◆ Written exercise: Look through the entries below and count the lines with the word "styled" in them; give only the number.
[start]
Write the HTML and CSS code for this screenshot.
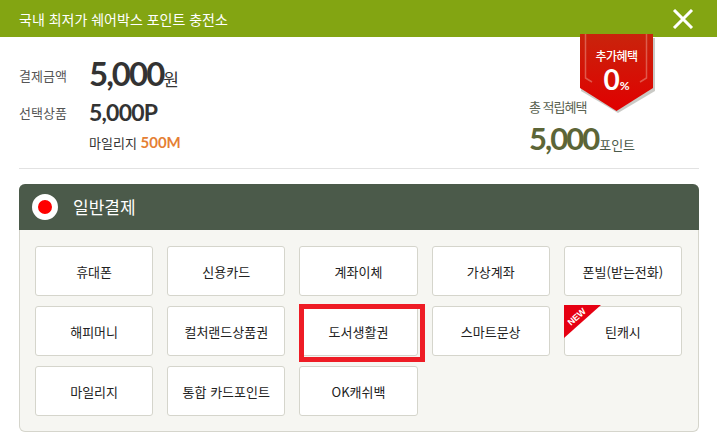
FILE: index.html
```html
<!DOCTYPE html>
<html lang="ko">
<head>
  <meta charset="UTF-8">
  <title>포인트 충전소</title>
  <link rel="stylesheet" href="styles.css">
</head>
<body>
  <div class="topbar">
    <div class="title">국내 최저가 쉐어박스 포인트 충전소</div>
    <svg class="close" width="22" height="20" viewBox="0 0 22 20"><path d="M2 1 L20 19 M20 1 L2 19" stroke="#fff" stroke-width="3" fill="none"/></svg>
  </div>

  <div class="summary">
    <div class="amounts">
      <div class="row row-pay">
        <span class="label">결제금액</span>
        <span class="big">5,000</span><span class="unit">원</span>
      </div>
      <div class="row row-item">
        <span class="label">선택상품</span>
        <span class="mid">5,000P</span>
      </div>
      <div class="mileage">마일리지 <b>500M</b></div>
    </div>
    <div class="total">
      <div class="total-label">총 적립혜택</div>
      <div class="total-value"><span class="big olive">5,000</span><span class="total-unit">포인트</span></div>
    </div>
  </div>

  <div class="ribbon">
    <svg width="76" height="80" viewBox="0 0 76 80">
      <defs>
        <linearGradient id="rib" x1="0" y1="0" x2="0" y2="1">
          <stop offset="0" stop-color="#c9240c"/>
          <stop offset="1" stop-color="#e00000"/>
        </linearGradient>
      </defs>
      <path d="M3 4 L75 4 L75 57 L38 79 L1 57 Z" fill="#8a8a80" opacity="0.45"/>
      <path d="M0 0 L73 0 L73 54 L36.500 77 L0 54 Z" fill="url(#rib)"/>
      <path d="M5.500 0 L5.500 44 L12 48 M66.500 0 L66.500 44 L60 48" stroke="#e8877a" stroke-width="1.500" fill="none" opacity="0.6"/>
    </svg>
    <div class="ribbon-text">
      <div class="ribbon-label">추가혜택</div>
      <div class="ribbon-num">0<small>%</small></div>
    </div>
  </div>

  <div class="panel">
    <div class="panel-head">
      <span class="dot"></span>
      <span class="panel-title">일반결제</span>
    </div>
    <div class="panel-body">
      <div class="pay-btn">휴대폰</div>
      <div class="pay-btn">신용카드</div>
      <div class="pay-btn">계좌이체</div>
      <div class="pay-btn">가상계좌</div>
      <div class="pay-btn">폰빌(받는전화)</div>
      <div class="pay-btn">해피머니</div>
      <div class="pay-btn">컬처랜드상품권</div>
      <div class="pay-btn selected">도서생활권</div>
      <div class="pay-btn">스마트문상</div>
      <div class="pay-btn">
        <svg class="new" width="38" height="34" viewBox="0 0 38 34"><path d="M0 0 L37 0 L0 33 Z" fill="#e60012"/><text x="7" y="21" transform="rotate(-42 7 21)" class="new-text">NEW</text></svg>
        틴캐시
      </div>
      <div class="pay-btn">마일리지</div>
      <div class="pay-btn">통합 카드포인트</div>
      <div class="pay-btn">OK캐쉬백</div>
    </div>
  </div>
</body>
</html>
```

FILE: styles.css
```css
body {
  margin: 0;
  height: 442px;
  overflow: hidden;
  position: relative;
  background: #fff;
  font-family: "Noto Sans CJK KR", "Noto Sans", sans-serif;
  color: #333;
}

.topbar {
  height: 37px;
  background: #83a512;
  display: flex;
  justify-content: space-between;
  align-items: center;
  padding: 0 23px 0 19px;
}
.title { color: #fff; font-size: 14px; }
.close { display: block; }

.summary {
  margin: 0 18px 0 19px;
  height: 131px;
  border-bottom: 1px solid #e2e2e2;
  display: flex;
  justify-content: space-between;
}
.amounts { padding-top: 16px; }
.row { display: flex; align-items: baseline; }
.row-item { margin-top: 4px; }
.label { width: 70px; font-size: 13px; color: #555; align-self: center; }
.row-pay .label { margin-top: 4px; }
.big {
  font-family: Lato, sans-serif;
  font-size: 33px;
  font-weight: 700;
  line-height: 40px;
  letter-spacing: -2px;
  color: #333;
}
.unit { font-size: 17px; color: #333; }
.mid {
  font-family: Lato, sans-serif;
  font-size: 23px;
  font-weight: 700;
  line-height: 30px;
  letter-spacing: -0.8px;
}
.mileage { margin: 6px 0 0 70px; font-size: 13px; }
.mileage b { font-family: Lato, sans-serif; font-size: 15px; color: #e57f35; }

.total { width: 170px; padding-top: 60px; }
.total-label { font-size: 13px; color: #5a6250; line-height: 20px; letter-spacing: -1px; }
.total-value { display: flex; align-items: baseline; margin-top: 1px; }
.total-value .big { font-size: 31px; }
.total-value .olive { color: #5c6537; }
.total-unit { margin-left: 1px; font-size: 13px; color: #4b5a4a; }

.ribbon { position: absolute; left: 580px; top: 34px; width: 76px; height: 80px; }
.ribbon svg { display: block; }
.ribbon-text { position: absolute; left: 0; top: 14px; width: 73px; text-align: center; color: #fff; }
.ribbon-label { font-size: 12px; line-height: 16px; font-weight: 500; letter-spacing: -0.5px; }
.ribbon-num { font-family: Lato, sans-serif; font-size: 28px; font-weight: 700; line-height: 30px; }
.ribbon-num small { font-size: 12px; }

.panel {
  margin: 15px 18px 0 19px;
  border-radius: 6px;
  background: #f6f6f2;
  border: 1px solid #d5d5cc;
  border-top: 0;
}
.panel-head {
  height: 46px;
  background: #4b5a4a;
  border-radius: 6px 6px 0 0;
  margin: 0 -1px;
  display: flex;
  align-items: center;
  padding-left: 13px;
}
.dot {
  width: 14px;
  height: 14px;
  border: 6px solid #fff;
  border-radius: 50%;
  background: #f00;
}
.panel-title { margin: 0 0 2px 15px; color: #fff; font-size: 17px; }

.panel-body {
  display: grid;
  grid-template-columns: repeat(5, 1fr);
  grid-auto-rows: 50px;
  column-gap: 14px;
  row-gap: 10px;
  padding: 16px 16px 15px 15px;
}
.pay-btn {
  position: relative;
  background: #fff;
  border: 1px solid #d5d5cc;
  border-radius: 3px;
  display: flex;
  align-items: center;
  justify-content: center;
  font-size: 13px;
  color: #222;
}
.selected::after {
  content: "";
  position: absolute;
  left: -1px;
  top: -3px;
  width: 116px;
  height: 48px;
  border: 5px solid #ee1c25;
}
.new { position: absolute; left: -1px; top: -2px; overflow: visible; }
.new-text { font-family: "Liberation Sans", sans-serif; font-size: 9px; font-weight: 700; fill: #fff; }
```
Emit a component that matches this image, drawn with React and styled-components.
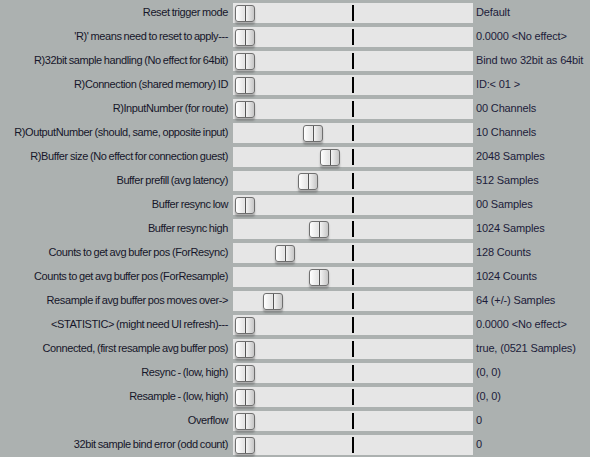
import React from "react";
import styled, { createGlobalStyle } from "styled-components";

const Global = createGlobalStyle`
html, body {
  margin: 0;
  padding: 0;
  background: #acb1b0;
}
`;

const rows = [
  ["Reset trigger mode", 2, "Default"],
  ["'R)' means need to reset to apply---", 2, "0.0000 <No effect>"],
  ["R)32bit sample handling (No effect for 64bit)", 2, "Bind two 32bit as 64bit"],
  ["R)Connection (shared memory) ID", 2, "ID:< 01 >"],
  ["R)InputNumber (for route)", 2, "00 Channels"],
  ["R)OutputNumber (should, same, opposite input)", 70, "10 Channels"],
  ["R)Buffer size (No effect for connection guest)", 87, "2048 Samples"],
  ["Buffer prefill (avg latency)", 65, "512 Samples"],
  ["Buffer resync low", 2, "00 Samples"],
  ["Buffer resync high", 76, "1024 Samples"],
  ["Counts to get avg bufer pos (ForResync)", 42, "128 Counts"],
  ["Counts to get avg buffer pos (ForResample)", 76, "1024 Counts"],
  ["Resample if avg buffer pos moves over->", 30, "64 (+/-) Samples"],
  ["<STATISTIC> (might need UI refresh)---", 2, "0.0000 <No effect>"],
  ["Connected, (first resample avg buffer pos)", 2, "true, (0521 Samples)"],
  ["Resync - (low, high)", 2, "(0, 0)"],
  ["Resample - (low, high)", 2, "(0, 0)"],
  ["Overflow", 2, "0"],
  ["32bit sample bind error (odd count)", 2, "0"],
];

export default function App() {
  return (
    <Panel>
      <Global />
      {rows.map(([label, pos, value]) => (
        <Row key={label}>
          <Label>{label}</Label>
          <Track>
            <CenterMark />
            <Thumb $pos={pos} />
          </Track>
          <Value>{value}</Value>
        </Row>
      ))}
    </Panel>
  );
}

const Panel = styled.div`
width: 590px;
height: 457px;
background: #acb1b0;
font-family: "Liberation Sans", Arial, sans-serif;
font-size: 11px;
`;

const Row = styled.div`
display: grid;
grid-template-columns: 228px 240px 1fr;
column-gap: 5px;
height: 24px;
align-items: start;
`;

const Label = styled.div`
text-align: right;
color: #16162a;
white-space: nowrap;
line-height: 25px;
letter-spacing: -0.4px;
word-spacing: -0.6px;
`;

const Track = styled.div`
position: relative;
margin-top: 3px;
height: 20px;
background: #e6e6e6;
`;

const CenterMark = styled.div`
position: absolute;
left: 119px;
top: 2px;
width: 1.5px;
height: 16px;
background: #000;
`;

const Thumb = styled.div`
position: absolute;
top: 1.5px;
left: ${(p) => p.$pos}px;
width: 18px;
height: 15px;
border: 1px solid #6f6f6f;
border-radius: 3px;
background:
  linear-gradient(#555, #555) center / 1px 100% no-repeat,
  linear-gradient(90deg, #ffffff 0%, #e4e4e4 45%, #f4f4f4 55%, #c6c6c6 100%);
box-shadow: 0 3px 2px rgba(70, 70, 70, 0.35);
`;

const Value = styled.div`
margin-left: -2px;
color: #1c1c3a;
white-space: nowrap;
line-height: 25px;
letter-spacing: -0.15px;
`;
[end]
◆ Result for this exercise: 9